Lebanese troops deployed in south Lebanon yesterday, linking up with UN peacekeepers to take control of Hezbollah strongholds as Israeli forces withdraw after their 34-day war with the guerrillas.
Hezbollah fighters melted away as Lebanese troops crossed the Litani River, which is about 20km from the Israeli border, security sources and witnesses said.
A UN-backed truce halted the fighting on Monday after the UN Security Council adopted a resolution calling for the Lebanese army and an expanded UN force of up to 15,000 troops to deploy in the south and replace Hezbollah and Israeli forces.
More than 100 trucks, troop carriers and jeeps streamed across a makeshift bridge on the Litani to the mainly Christian town of Marjayoun, about 8km from the Israeli border.
Some members of UNIFIL, the 2,000-strong UN peacekeeping force already in Lebanon, watched them cross.
Dozens of people lined roads, waving red and white Lebanese flags and throwing rice and flowers in celebration.
"May God protect you," 64-year-old Khadeeja Sheet yelled at the passing soldiers. "We support nobody except for our army."
The Israeli army said it had begun "transferring responsibility" in the south in a staged process that was "conditional on the reinforcement of UNIFIL and the ability of the Lebanese army to take ... control of the area."
Two children were killed by a cluster bomb explosion in the town of Naqoura yesterday, UN officials said.
Beirut's badly bombed airport took a tentative step toward returning to normality yesterday when two passenger flights landed, the first to do so since war broke out, officials said.

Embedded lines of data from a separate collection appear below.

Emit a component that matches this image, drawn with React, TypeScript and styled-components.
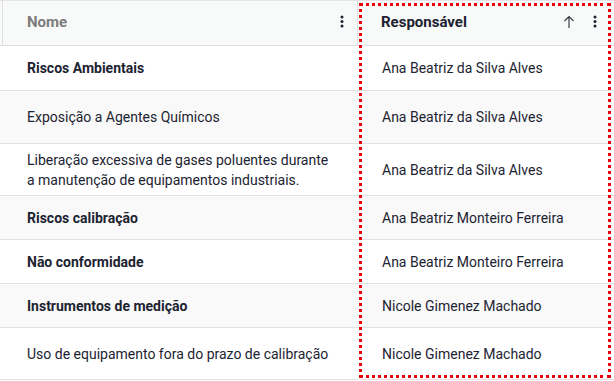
import React from "react";
import styled, { createGlobalStyle } from "styled-components";

const GlobalStyle = createGlobalStyle`
  body {
    margin: 0;
    background: #ffffff;
    font-family: Roboto, "Liberation Sans", sans-serif;
  }
`;

const GridWrapper = styled.div`
  position: relative;
  width: 614px;
  height: 381px;
  overflow: hidden;
  background: #ffffff;
`;

const HeaderRow = styled.div`
  display: grid;
  grid-template-columns: 356px 1fr;
  height: 46px;
  box-sizing: border-box;
  padding-left: 2px;
  background: #f8f9f9;
  border-top: 1px solid #e4e4e4;
  border-bottom: 1px solid #e0e0e0;
`;

const HeaderCell = styled.div<{ $sorted?: boolean; $first?: boolean }>`
  display: flex;
  align-items: center;
  gap: 8px;
  padding: 0 ${(p) => (p.$first ? 6 : 10)}px 3px ${(p) => (p.$first ? 24 : 23)}px;
  border-left: ${(p) => (p.$first ? "1px solid #e0e0e0" : "none")};
  border-right: ${(p) => (p.$first ? "1px solid #e0e0e0" : "none")};
  font-size: 15px;
  font-weight: 700;
  color: ${(p) => (p.$sorted ? "#1b2130" : "#7b7b7b")};
`;

const HeaderTitle = styled.span`
  flex: 1;
  white-space: nowrap;
`;

const IconSlot = styled.span`
  display: inline-flex;
  align-items: center;
  justify-content: center;
  width: 18px;
  height: 18px;
  color: #1b2130;
`;

const Row = styled.div<{ $h: number; $striped?: boolean }>`
  display: grid;
  grid-template-columns: 358px 1fr;
  height: ${(p) => p.$h}px;
  box-sizing: border-box;
  border-bottom: 1px solid #e2e2e2;
  background: ${(p) => (p.$striped ? "#f9f9f9" : "#ffffff")};
`;

const Cell = styled.div<{ $bold?: boolean; $first?: boolean }>`
  display: flex;
  align-items: center;
  padding: 0 24px 0 ${(p) => (p.$first ? 27 : 24)}px;
  font-size: 14px;
  line-height: 20px;
  font-weight: ${(p) => (p.$bold ? 700 : 400)};
  color: #1c2331;
`;

const FocusOutline = styled.div`
  position: absolute;
  left: 359px;
  top: 3px;
  width: 252px;
  height: 375px;
  box-sizing: border-box;
  border: 3px dotted #e8000b;
  pointer-events: none;
`;

const MoreVert = () => (
  <svg width="4" height="13" viewBox="0 0 4 13">
    <circle cx="2" cy="2" r="1.5" fill="currentColor" />
    <circle cx="2" cy="6.5" r="1.5" fill="currentColor" />
    <circle cx="2" cy="11" r="1.5" fill="currentColor" />
  </svg>
);

const ArrowUp = () => (
  <svg width="12" height="14" viewBox="0 0 12 14">
    <path
      d="M6 13V1.5M1.5 6L6 1.5L10.5 6"
      fill="none"
      stroke="#3a3a4a"
      strokeWidth="1.2"
    />
  </svg>
);

type Risk = { name: string; owner: string; bold?: boolean; h: number };

const rows: Risk[] = [
  { name: "Riscos Ambientais", owner: "Ana Beatriz da Silva Alves", bold: true, h: 45 },
  { name: "Exposição a Agentes Químicos", owner: "Ana Beatriz da Silva Alves", h: 53 },
  {
    name: "Liberação excessiva de gases poluentes durante a manutenção de equipamentos industriais.",
    owner: "Ana Beatriz da Silva Alves",
    h: 52,
  },
  { name: "Riscos calibração", owner: "Ana Beatriz Monteiro Ferreira", bold: true, h: 44 },
  { name: "Não conformidade", owner: "Ana Beatriz Monteiro Ferreira", bold: true, h: 44 },
  { name: "Instrumentos de medição", owner: "Nicole Gimenez Machado", bold: true, h: 44 },
  { name: "Uso de equipamento fora do prazo de calibração", owner: "Nicole Gimenez Machado", h: 52 },
];

export default function App() {
  return (
    <>
      <GlobalStyle />
      <GridWrapper>
        <HeaderRow>
          <HeaderCell $first>
            <HeaderTitle>Nome</HeaderTitle>
            <IconSlot>
              <MoreVert />
            </IconSlot>
          </HeaderCell>
          <HeaderCell $sorted>
            <HeaderTitle>Responsável</HeaderTitle>
            <IconSlot>
              <ArrowUp />
            </IconSlot>
            <IconSlot>
              <MoreVert />
            </IconSlot>
          </HeaderCell>
        </HeaderRow>
        {rows.map((r, i) => (
          <Row key={r.name} $h={r.h} $striped={i % 2 === 1}>
            <Cell $first $bold={r.bold}>
              {r.name}
            </Cell>
            <Cell>{r.owner}</Cell>
          </Row>
        ))}
        <FocusOutline />
      </GridWrapper>
    </>
  );
}
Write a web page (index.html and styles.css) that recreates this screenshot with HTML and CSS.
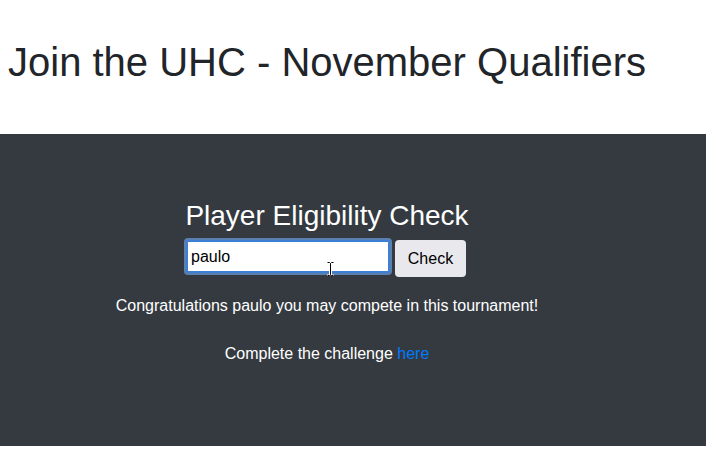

An Airbus A321 belonging to Lebanese national carrier Middle East Airlines and traveling from Amman landed at Rafiq Hariri International Airport at 1pm with 149 passengers. Half an hour later, a Royal Jordanian plane from Amman also landed at the airport, which was put out of action by Israeli air strikes the day after the war broke out.
In Jerusalem, Israel's defense minister, his credentials already in question before the war in Lebanon, said the military downplayed the extent of Hezbollah's missile threat when he took office, a report said yesterday.
As public criticism of the war's handling mounted, the Haaretz daily quoted Defense Minister Amir Peretz as saying top military officers did not relay all relevant information about Hezbollah's arsenal after he took office in May.